_GIVEN INFORMATION_.

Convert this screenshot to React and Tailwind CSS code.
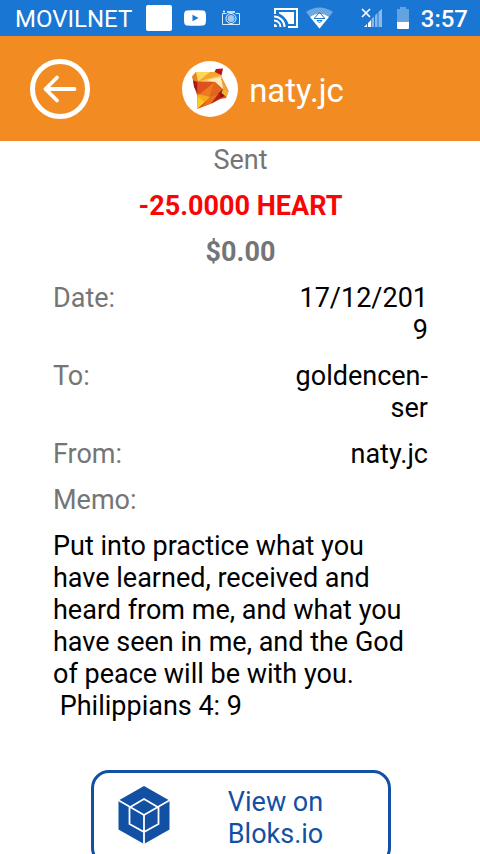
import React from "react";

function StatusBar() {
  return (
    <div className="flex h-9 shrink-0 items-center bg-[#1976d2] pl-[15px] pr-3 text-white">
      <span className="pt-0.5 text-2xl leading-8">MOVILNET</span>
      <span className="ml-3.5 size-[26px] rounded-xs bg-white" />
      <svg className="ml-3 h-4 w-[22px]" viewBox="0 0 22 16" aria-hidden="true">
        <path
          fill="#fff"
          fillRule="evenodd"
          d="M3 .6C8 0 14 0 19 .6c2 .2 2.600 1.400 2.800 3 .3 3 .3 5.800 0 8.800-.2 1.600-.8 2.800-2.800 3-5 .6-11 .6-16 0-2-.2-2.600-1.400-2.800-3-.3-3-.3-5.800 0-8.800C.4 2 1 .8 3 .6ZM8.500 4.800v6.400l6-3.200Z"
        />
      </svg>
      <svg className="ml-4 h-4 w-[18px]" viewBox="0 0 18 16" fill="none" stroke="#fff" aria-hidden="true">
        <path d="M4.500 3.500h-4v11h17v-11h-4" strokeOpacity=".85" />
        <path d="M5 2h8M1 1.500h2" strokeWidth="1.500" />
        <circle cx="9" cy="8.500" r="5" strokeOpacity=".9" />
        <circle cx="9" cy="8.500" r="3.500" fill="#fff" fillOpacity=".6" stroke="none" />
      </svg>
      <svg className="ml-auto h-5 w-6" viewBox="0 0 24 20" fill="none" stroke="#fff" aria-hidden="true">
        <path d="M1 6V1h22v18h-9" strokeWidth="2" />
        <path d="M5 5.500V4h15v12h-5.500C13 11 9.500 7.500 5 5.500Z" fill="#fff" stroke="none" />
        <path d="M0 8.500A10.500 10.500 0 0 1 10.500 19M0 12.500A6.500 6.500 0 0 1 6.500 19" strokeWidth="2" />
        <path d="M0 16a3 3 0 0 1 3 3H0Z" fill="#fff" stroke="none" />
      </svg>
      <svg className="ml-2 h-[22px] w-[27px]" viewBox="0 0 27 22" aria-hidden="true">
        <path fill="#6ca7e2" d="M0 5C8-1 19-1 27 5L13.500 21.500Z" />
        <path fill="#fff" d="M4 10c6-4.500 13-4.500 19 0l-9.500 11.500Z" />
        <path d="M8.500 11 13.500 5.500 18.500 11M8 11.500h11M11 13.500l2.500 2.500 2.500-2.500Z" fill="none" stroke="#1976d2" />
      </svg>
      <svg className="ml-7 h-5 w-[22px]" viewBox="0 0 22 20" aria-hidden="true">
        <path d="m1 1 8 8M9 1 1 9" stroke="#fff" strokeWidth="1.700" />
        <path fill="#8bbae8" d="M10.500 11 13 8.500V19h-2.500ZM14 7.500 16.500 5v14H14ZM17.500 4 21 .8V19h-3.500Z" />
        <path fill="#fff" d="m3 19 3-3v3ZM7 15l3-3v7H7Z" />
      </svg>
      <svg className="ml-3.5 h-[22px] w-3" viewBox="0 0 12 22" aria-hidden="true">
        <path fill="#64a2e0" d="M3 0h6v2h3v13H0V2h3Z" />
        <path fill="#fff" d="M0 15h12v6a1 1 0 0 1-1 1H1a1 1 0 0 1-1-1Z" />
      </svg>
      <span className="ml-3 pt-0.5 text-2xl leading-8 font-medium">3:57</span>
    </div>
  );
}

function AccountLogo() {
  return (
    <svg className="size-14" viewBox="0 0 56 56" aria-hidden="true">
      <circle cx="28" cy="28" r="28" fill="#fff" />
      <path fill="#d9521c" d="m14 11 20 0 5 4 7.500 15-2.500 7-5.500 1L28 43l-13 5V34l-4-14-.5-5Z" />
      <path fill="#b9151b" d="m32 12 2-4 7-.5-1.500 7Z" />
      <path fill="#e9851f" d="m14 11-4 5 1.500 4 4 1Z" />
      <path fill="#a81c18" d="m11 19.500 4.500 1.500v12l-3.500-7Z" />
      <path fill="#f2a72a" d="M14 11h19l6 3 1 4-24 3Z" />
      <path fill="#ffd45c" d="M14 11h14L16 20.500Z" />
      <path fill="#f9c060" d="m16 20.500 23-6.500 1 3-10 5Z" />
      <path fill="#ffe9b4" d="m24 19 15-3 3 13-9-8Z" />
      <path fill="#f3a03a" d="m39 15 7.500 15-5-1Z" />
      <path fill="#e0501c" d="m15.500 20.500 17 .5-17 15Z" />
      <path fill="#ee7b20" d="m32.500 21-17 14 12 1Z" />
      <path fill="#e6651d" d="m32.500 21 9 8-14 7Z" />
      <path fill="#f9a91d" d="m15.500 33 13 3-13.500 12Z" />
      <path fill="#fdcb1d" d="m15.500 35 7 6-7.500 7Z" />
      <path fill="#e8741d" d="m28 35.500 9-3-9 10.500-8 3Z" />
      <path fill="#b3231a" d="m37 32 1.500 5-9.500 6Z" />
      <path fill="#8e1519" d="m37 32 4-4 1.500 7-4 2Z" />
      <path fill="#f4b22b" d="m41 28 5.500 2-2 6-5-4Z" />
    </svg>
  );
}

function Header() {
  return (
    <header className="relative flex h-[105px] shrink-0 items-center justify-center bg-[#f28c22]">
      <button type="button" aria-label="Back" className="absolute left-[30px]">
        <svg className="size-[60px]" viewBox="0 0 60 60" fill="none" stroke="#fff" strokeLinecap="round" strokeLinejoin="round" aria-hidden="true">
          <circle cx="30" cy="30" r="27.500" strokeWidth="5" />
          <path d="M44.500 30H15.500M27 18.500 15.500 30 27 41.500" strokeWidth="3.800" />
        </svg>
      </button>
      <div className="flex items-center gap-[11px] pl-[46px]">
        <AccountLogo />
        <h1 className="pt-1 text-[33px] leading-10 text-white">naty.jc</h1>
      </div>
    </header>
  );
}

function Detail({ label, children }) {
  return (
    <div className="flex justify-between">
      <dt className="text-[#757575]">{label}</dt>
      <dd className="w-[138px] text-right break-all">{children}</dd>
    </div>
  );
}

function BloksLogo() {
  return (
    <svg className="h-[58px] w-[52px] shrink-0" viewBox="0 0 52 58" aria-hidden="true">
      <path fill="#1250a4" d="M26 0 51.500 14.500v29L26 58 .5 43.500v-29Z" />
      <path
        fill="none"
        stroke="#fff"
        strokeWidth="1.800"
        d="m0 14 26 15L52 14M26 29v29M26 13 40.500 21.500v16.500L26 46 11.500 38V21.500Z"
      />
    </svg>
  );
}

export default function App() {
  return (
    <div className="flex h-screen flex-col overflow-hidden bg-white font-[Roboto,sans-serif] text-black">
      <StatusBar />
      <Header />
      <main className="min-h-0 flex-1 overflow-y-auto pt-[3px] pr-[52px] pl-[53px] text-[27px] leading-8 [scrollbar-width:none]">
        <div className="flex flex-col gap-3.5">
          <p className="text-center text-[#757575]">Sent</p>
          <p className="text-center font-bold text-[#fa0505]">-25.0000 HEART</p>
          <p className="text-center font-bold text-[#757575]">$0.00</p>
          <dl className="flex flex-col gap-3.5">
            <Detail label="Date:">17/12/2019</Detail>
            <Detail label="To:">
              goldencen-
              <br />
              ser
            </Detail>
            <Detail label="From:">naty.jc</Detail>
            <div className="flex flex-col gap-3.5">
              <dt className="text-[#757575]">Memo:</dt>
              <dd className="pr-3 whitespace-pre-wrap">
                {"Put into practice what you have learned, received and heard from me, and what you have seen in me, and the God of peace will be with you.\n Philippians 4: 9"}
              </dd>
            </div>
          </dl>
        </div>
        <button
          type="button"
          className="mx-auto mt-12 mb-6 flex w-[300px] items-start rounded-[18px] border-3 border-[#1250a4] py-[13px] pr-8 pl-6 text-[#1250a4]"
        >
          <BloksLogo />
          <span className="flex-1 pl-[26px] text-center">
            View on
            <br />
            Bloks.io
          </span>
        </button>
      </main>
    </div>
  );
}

_GIVEN EXERCISE_.
Copy exactly the lines running from the beginning of the listing through the line that has "import React from". Drop the pictures.

_THE SOLUTION_.
Convert this screenshot to React and Tailwind CSS code.
import React from "react";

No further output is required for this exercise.